Manuel Valls n’a pas eu de chance, jeudi dernier, quand il est resté trois heures à la télévision quelques heures à peine après l’annonce d’une hausse de 0,6 % du chômage, soit 20 000 personnes qui ont perdu leur emploi. Suffit-il que le président et le Premier ministre fassent contre fortune bon cœur chaque fois qu’ils doivent commenter l’aggravation du chômage en France, soit 12 fois par an ? L’incapacité de l’économie française à créer des emplois, en dépit du fameux alignement des planètes (taux d’intérêt historiquement bas, euro faible et énergie bon marché), représente l’échec numéro un du gouvernement. Du coup, ses représentants, à tous les niveaux, tentent de dresser du pays un tableau encourageant dans tous les autres domaines : nous sommes les meilleurs pour le tourisme, nos start-up n’ont rien à envier à celles de la Silicon Valley, certains de nos PME sont ultra-performantes et les pouvoirs publics auraient déjà réussi à diminuer la dépense publique et à réduire le déficit budgétaire tout en consacrant des milliards aux Mistral, aux immigrés que nous devons accueillir, aux baisses d’impôt pour les ménages les plus pauvres, à la Défense nationale, etc. Comment ont-ils pu résoudre la quadrature du cercle ?
« Il n’y a pas de concurrence des pauvretés », affirmé Manuel Valls sur France 2. La question, pourtant, ne porte pas sur la nécessité de s’occuper dignement des migrants, mais sur la façon de financer cette dépense nouvelle. Le gouvernement nous promet sans cesse de compenser chaque dépense imprévue par une restriction budgétaire ailleurs. Mais où ? Quand on mesure la colère des élus locaux, qui s’estiment pris à la gorge par la baisse des dotations aux collectivités, on n’a pas l’impression qu’il sera facile de faire de nouvelles économies. En tout cas, l’agence de notation Moody’s a décidé d’abaisser pour la troisième fois la note de la France (évènement passé largement sous silence), sans doute parce qu’elle ne croit guère au retour de notre budget à l’équilibre en 2017. François Fillon, qui servait de sparring partner à M. Valls, estime que son successeur a « été normalisé par François Hollande. J’ai le sentiment, a-t-il ajouté, qu’il vous a entraîné dans son échec ». Il y a du vrai dans cette remarque parce que, si les efforts du Premier ministre et de son ministre de l’Économie, Emmanuel Macron, n’ont pas porté leurs fruits, c’est forcément qu’ils sont insuffisants. Il faut, pour sortir la France de l’ornière, un programme radical que la gauche divisée ne peut pas porter.

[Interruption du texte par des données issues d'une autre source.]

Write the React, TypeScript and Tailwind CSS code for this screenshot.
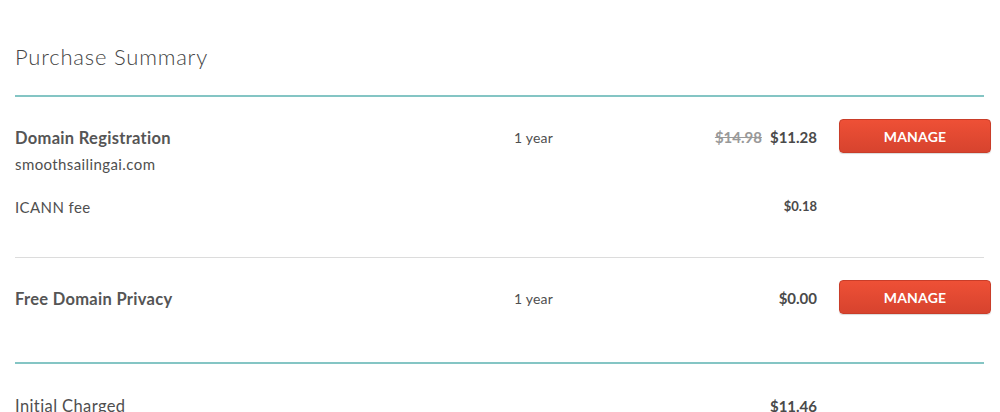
const font = { fontFamily: 'Lato, "Open Sans", sans-serif' };

function ManageButton() {
  return (
    <button className="w-[152px] h-[34px] shrink-0 rounded-[4px] border border-[#c93d29] bg-gradient-to-b from-[#ee5036] to-[#d7432e] text-white text-[14px] font-bold tracking-[0.2px] uppercase shadow-[0_1px_1px_rgba(0,0,0,0.15)]">
      Manage
    </button>
  );
}

export default function App() {
  return (
    <div className="w-[1000px] h-[412px] overflow-hidden bg-white text-[#4f4f4f]" style={font}>
      <div className="pl-[15px] pr-[16px]">
        <h1 className="pt-[43px] text-[22px] leading-[28px] font-light tracking-[0.8px] text-[#444]">Purchase Summary</h1>
        <div className="mt-[24px] border-t-2 border-[#84c5c4]" />

        {/* Domain registration */}
        <div className="pt-[22px] pb-[40px] border-b border-[#dcdcdc]">
          <div className="flex items-center h-[34px] -mr-[7px]">
            <div className="w-[499px] pt-[5px] text-[16.5px] font-bold tracking-[0.3px] text-[#555]">Domain Registration</div>
            <div className="flex-1 pt-[2px] text-[14px] tracking-[0.2px]">1 year</div>
            <div className="flex items-baseline gap-[8px] pt-[3px] text-[15px] font-bold">
              <span className="line-through text-[#999]">$14.98</span>
              <span className="text-[#4a4a4a]">$11.28</span>
            </div>
            <div className="w-[22px]" />
            <ManageButton />
          </div>
          <div className="h-[20px] mt-[1px] text-[15px] leading-[20px] tracking-[0.4px]">smoothsailingai.com</div>
          <div className="flex items-center h-[20px] mt-[23px] -mr-[7px]">
            <div className="flex-1 text-[15px] tracking-[0.4px]">ICANN fee</div>
            <div className="text-[13px] font-bold text-[#4a4a4a]">$0.18</div>
            <div className="w-[174px]" />
          </div>
        </div>

        {/* Domain privacy */}
        <div className="pt-[22px] pb-[48px] border-b-2 border-[#84c5c4]">
          <div className="flex items-center h-[34px] -mr-[7px]">
            <div className="w-[499px] pt-[4px] text-[16.5px] font-bold tracking-[0.3px] text-[#555]">Free Domain Privacy</div>
            <div className="flex-1 pt-[2px] text-[14px] tracking-[0.2px]">1 year</div>
            <div className="pt-[3px] text-[15px] font-bold text-[#4a4a4a]">$0.00</div>
            <div className="w-[22px]" />
            <ManageButton />
          </div>
        </div>

        {/* Totals */}
        <div className="flex items-center h-[20px] mt-[32px] -mr-[7px]">
          <div className="flex-1 text-[16.5px] tracking-[0.4px]">Initial Charged</div>
          <div className="text-[15px] font-bold text-[#4a4a4a]">$11.46</div>
          <div className="w-[174px]" />
        </div>
      </div>
    </div>
  );
}
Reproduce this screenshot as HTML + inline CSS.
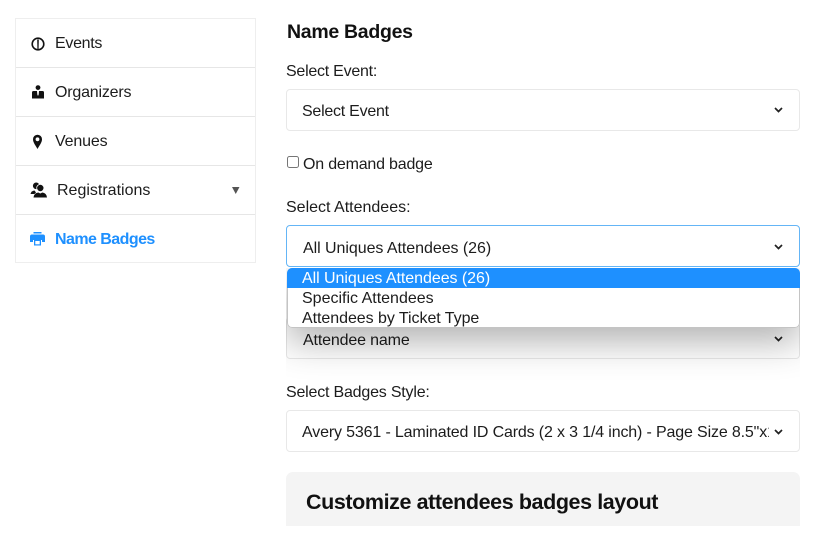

La persistance du chômage apporte au Front national un atout de plus dans la campagne des élections régionales. De ce point de vue, la responsabilité de la gauche dans les succès éventuels de Marine Le Pen dans le Nord-Pas-de-Calais-Picardie et en Paca, serait énorme. Pendant que le président de la République temporise avec des Verts disjonctés, une Martine Aubry qui en « a ras-le-bol de Macron », des frondeurs décrits comme des « râleurs » par Bruno Le Roux, chef de la majorité socialiste à l’Assemblée nationale, l’économie, elle, marque le pas. Le chef de l’État, si ça continue, risque de devoir renoncer à se présenter à un second mandat. Mme Aubry estime qu’il sera le bon candidat de la gauche en 2017 si la courbe du chômage s’inverse (ce qui est une manière de lui suggérer de tenir sa promesse de ne pas être candidat dans le cas contraire), mais du train où les choses se passent... M. Hollande est le président des renoncements : contraint de trouver de l’argent pour la baisse des impôts, il a différé de trois mois la baisse des charges pour les entreprises, seul moyen efficace, pourtant, de créer des emplois ; il renonce à beaucoup de ses promesses électorales, comme l’impôt à 75 % pour les riches autrefois, et aujourd’hui, à la fermeture de la centrale de Fessenheim ; et vous verrez que même en l’absence d’une reprise de l’emploi, il sera candidat.